How to identify scrambled metadata, detect slot drift, and safely inspect without writes
What Happens During a Power Event
After a sudden power loss or surge, your RAID controller may display:
“No Virtual Disks Detected.”
or
“Foreign Configuration Detected – Press F to Import.”
This message does not always mean drives have failed.
Instead, the metadata sequence numbers — the records describing which drives belong to which virtual disk — can become out of sync.
When voltage drops mid-write, cached metadata commits may partially apply, leaving the controller unable to reconcile disk headers with NVRAM configuration.
Why Metadata Gets Scrambled
Typical triggers include:
- Controller cache not flushed before shutdown.
- Battery/BBU failure during a parity update or rebuild.
- Drive time skew — one or more drives lagged in write commit by milliseconds.

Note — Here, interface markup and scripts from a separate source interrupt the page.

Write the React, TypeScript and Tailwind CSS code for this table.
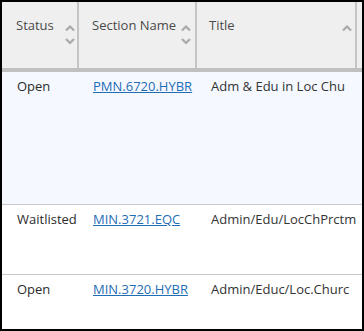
import React from 'react';

interface Section {
  id: string;
  status: string;
  sectionName: string;
  title: string;
  rowClass: string;
}

const sections: Section[] = [
  { id: '1', status: 'Open', sectionName: 'PMN.6720.HYBR', title: 'Adm & Edu in Loc Chu', rowClass: 'h-[133px] bg-[#f5f9ff] border-b border-[#c8c8c8]' },
  { id: '2', status: 'Waitlisted', sectionName: 'MIN.3721.EQC', title: 'Admin/Edu/LocChPrctm', rowClass: 'h-[70px] bg-white border-b border-[#c8c8c8]' },
  { id: '3', status: 'Open', sectionName: 'MIN.3720.HYBR', title: 'Admin/Educ/Loc.Churc', rowClass: 'h-[54px] bg-white' },
];

const SortIcon = ({ both = true }: { both?: boolean }) => (
  <svg width="10" height="20" viewBox="0 0 10 20" fill="none" stroke="#a9a9a9" strokeWidth="2.2" className="mt-[9px] shrink-0">
    <polyline points="1,5.5 5,1.5 9,5.5" />
    {both && <polyline points="1,14 5,18 9,14" />}
  </svg>
);

const App: React.FC = () => {
  return (
    <div
      className="w-[364px] h-[331px] border-2 border-black overflow-hidden bg-white text-[13px] leading-[18px]"
      style={{ fontFamily: '"Open Sans", "Liberation Sans", sans-serif' }}
    >
      <div className="w-[420px]">
        {/* header */}
        <div className="flex h-[70px] bg-[#efefef] border-b-4 border-[#c0c0c0] text-[#4a4a4a]">
          <div className="w-[77px] shrink-0 flex justify-between pl-[14px] pr-[2px] pt-[14px] border-r-2 border-[#c4c4c4]">
            <span>Status</span>
            <SortIcon />
          </div>
          <div className="w-[118px] shrink-0 flex justify-between pl-[13px] pr-[4px] pt-[14px] border-r-2 border-[#c4c4c4]">
            <span>Section Name</span>
            <SortIcon />
          </div>
          <div className="w-[160px] shrink-0 flex justify-between pl-[12px] pr-[3px] pt-[14px] border-r-2 border-[#c4c4c4]">
            <span>Title</span>
            <SortIcon both={false} />
          </div>
          <div className="flex-1" />
        </div>

        {/* rows */}
        {sections.map((s) => (
          <div key={s.id} className={`flex ${s.rowClass}`}>
            <div className="w-[77px] shrink-0 pl-[15px] pt-[5px] text-[#2b2b2b] whitespace-nowrap">{s.status}</div>
            <div className="w-[118px] shrink-0 pl-[14px] pt-[5px] whitespace-nowrap overflow-hidden">
              <a href="#" className="text-[#1f6db5] underline">{s.sectionName}</a>
            </div>
            <div className="w-[160px] shrink-0 pl-[14px] pt-[5px] text-[#333333] whitespace-nowrap overflow-hidden">{s.title}</div>
            <div className="flex-1" />
          </div>
        ))}
      </div>
    </div>
  );
};

export default App;
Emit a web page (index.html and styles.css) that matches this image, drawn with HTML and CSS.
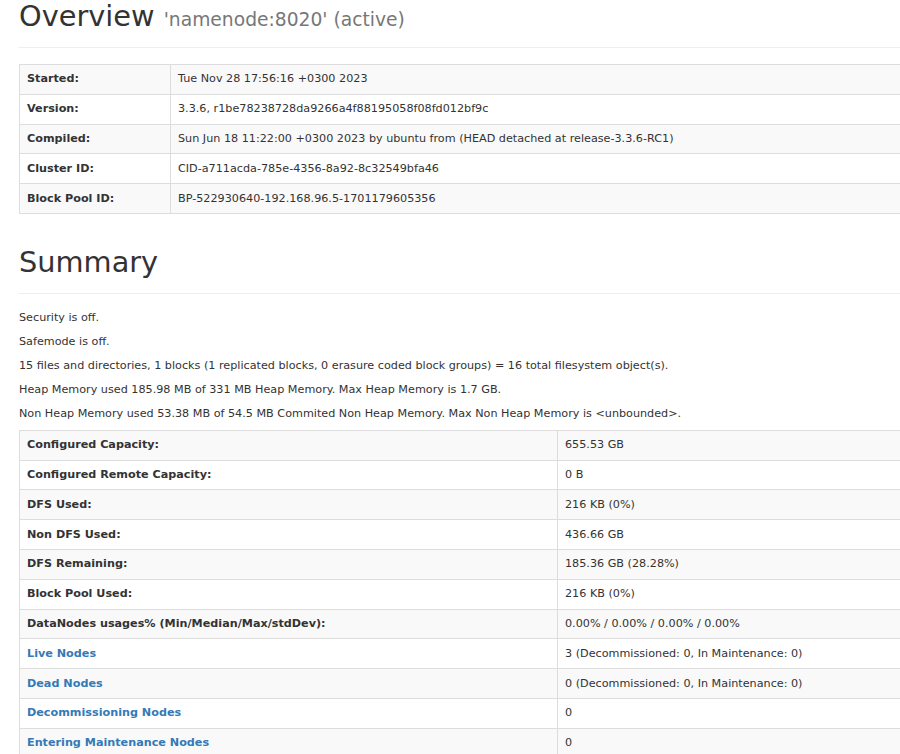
FILE: index.html
```html
<!DOCTYPE html>
<html lang="en">
<head>
<meta charset="utf-8">
<title>Namenode information</title>
<link rel="stylesheet" href="styles.css">
</head>
<body>
<div class="container">
  <div class="page-header first">
    <h1>Overview <small>'namenode:8020' (active)</small></h1>
  </div>
  <table class="table overview">
    <colgroup><col class="c1"><col></colgroup>
    <tr><th>Started:</th><td>Tue Nov 28 17:56:16 +0300 2023</td></tr>
    <tr><th>Version:</th><td>3.3.6, r1be78238728da9266a4f88195058f08fd012bf9c</td></tr>
    <tr><th>Compiled:</th><td>Sun Jun 18 11:22:00 +0300 2023 by ubuntu from (HEAD detached at release-3.3.6-RC1)</td></tr>
    <tr><th>Cluster ID:</th><td>CID-a711acda-785e-4356-8a92-8c32549bfa46</td></tr>
    <tr><th>Block Pool ID:</th><td>BP-522930640-192.168.96.5-1701179605356</td></tr>
  </table>

  <div class="page-header">
    <h1>Summary</h1>
  </div>
  <p>Security is off.</p>
  <p>Safemode is off.</p>
  <p>15 files and directories, 1 blocks (1 replicated blocks, 0 erasure coded block groups) = 16 total filesystem object(s).</p>
  <p>Heap Memory used 185.98 MB of 331 MB Heap Memory. Max Heap Memory is 1.7 GB.</p>
  <p>Non Heap Memory used 53.38 MB of 54.5 MB Commited Non Heap Memory. Max Non Heap Memory is &lt;unbounded&gt;.</p>
  <table class="table summary">
    <colgroup><col class="c1"><col></colgroup>
    <tr><th>Configured Capacity:</th><td>655.53 GB</td></tr>
    <tr><th>Configured Remote Capacity:</th><td>0 B</td></tr>
    <tr><th>DFS Used:</th><td>216 KB (0%)</td></tr>
    <tr><th>Non DFS Used:</th><td>436.66 GB</td></tr>
    <tr><th>DFS Remaining:</th><td>185.36 GB (28.28%)</td></tr>
    <tr><th>Block Pool Used:</th><td>216 KB (0%)</td></tr>
    <tr><th>DataNodes usages% (Min/Median/Max/stdDev):</th><td>0.00% / 0.00% / 0.00% / 0.00%</td></tr>
    <tr><th><a href="#tab-datanode">Live Nodes</a></th><td>3 (Decommissioned: 0, In Maintenance: 0)</td></tr>
    <tr><th><a href="#tab-datanode">Dead Nodes</a></th><td>0 (Decommissioned: 0, In Maintenance: 0)</td></tr>
    <tr><th><a href="#tab-datanode">Decommissioning Nodes</a></th><td>0</td></tr>
    <tr><th><a href="#tab-datanode">Entering Maintenance Nodes</a></th><td>0</td></tr>
  </table>
</div>
</body>
</html>
```

FILE: styles.css
```css
html, body {
  margin: 0;
  padding: 0;
  overflow: hidden;
  background: #fff;
}

body {
  font-family: "DejaVu Sans", "Helvetica Neue", Helvetica, Arial, sans-serif;
  font-size: 11.2px;
  line-height: 16px;
  color: #333;
}

.container {
  padding-left: 19px;
}

.page-header {
  margin: 0 0 16px;
  padding-bottom: 15px;
  border-bottom: 1px solid #eee;
}

.page-header h1 {
  margin: 0;
  font-size: 28.8px;
  line-height: 32px;
  font-weight: normal;
  color: #333;
}

.page-header h1 small {
  font-size: 18.7px;
  line-height: 1;
  color: #777;
}

p {
  margin: 0 0 8px;
}

.table {
  border-collapse: collapse;
  border-spacing: 0;
  width: 920px;
  border: 1px solid #ddd;
}

.table.overview {
  margin-bottom: 32px;
}

.table.overview .c1 {
  width: 151px;
}

.table.summary .c1 {
  width: 538px;
}

.table th,
.table td {
  padding: 6.4px 7px;
  border: 1px solid #ddd;
  text-align: left;
  vertical-align: top;
  line-height: 16px;
}

.table th {
  font-weight: bold;
}

.table tr:nth-child(odd) {
  background: #f9f9f9;
}

.table a {
  color: #337ab7;
  text-decoration: none;
}
```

- Slot drift — drives re-enumerated in a different order after restart.
- Mixed firmware epochs — some members have “newer” metadata than others.
Each issue can break the array epoch sequence, causing the controller to hide the virtual disk until metadata is verified or cleared.
Confirming What’s Really Missing
Before assuming loss, confirm detection on multiple levels:
| Layer | What to Check | Tools / Methods |
|---|---|---|
| Physical | Drives spin up, link lights solid | Controller BIOS, MegaRAID, or PERC utility |
| Logical (Controller) | “Unconfigured Good” vs. “Foreign” vs. “Missing” | View under Foreign Config / PD Mgmt |
| Metadata | Sequence numbers, timestamps, layout parity | ADR RAID Inspector™, UFS Explorer, R-Studio Tech |
| OS/Filesystem | No disk signature / shows RAW | Disk Mgmt, Linux lsblk or mdadm --examine |
The Safe, Non-Write Inspection Process
Never attempt recovery directly through the controller when metadata is uncertain.
Instead:
- Power down the system — prevent further metadata commits.
- Label every drive by slot position and serial number.
- Clone each member sector-for-sector to a forensic image.
- Inspect metadata offline using a tool that does not write to source disks.
- Compare DDF headers and controller-stored sequence numbers.
- Identify time skew between members (oldest vs. newest commit timestamp).
- Determine slot drift: confirm each drive’s original bay mapping.
- PERC/LSI logs or label records can help.
- Build a virtual reconstruction from pre-event metadata only — do not import or initialize.
This ensures that any stale writes remain isolated and recoverable.
When Power Loss Masks a Larger Problem
While sequence mismatches are common, sometimes the power event exposes hidden issues:
- Weak sectors or SMART reallocation events previously masked by cache.
- RAID controller flash corruption.
- Outdated firmware unable to parse newer DDF headers.
- Split-brain arrays on dual-path servers (e.g., clustered VMs).
In these cases, direct import attempts may mark one side as foreign and overwrite healthy headers.
ADR Data Recovery Procedure
When ADR engineers receive a case like this:
- Extract and preserve metadata from all drives and controller flash.
- Identify master epoch (last clean metadata generation).
- Correlate timestamps across all members to detect skew.
- Reconstruct logical drive virtually without writing to any disk.
- Mount the array read-only to validate parity and filesystem integrity.
- Recover data to a verified storage medium.
This process avoids destructive controller writes and allows validation before any rebuild.
Key Points to Remember
- “No Virtual Disk” after power loss is usually metadata drift, not physical failure.
- Never import or initialize immediately after a power event.
- Clone first, inspect offline, and confirm slot order.
- Always preserve timestamps and controller metadata before any action.
- The safest recovery path is non-write virtual reconstruction.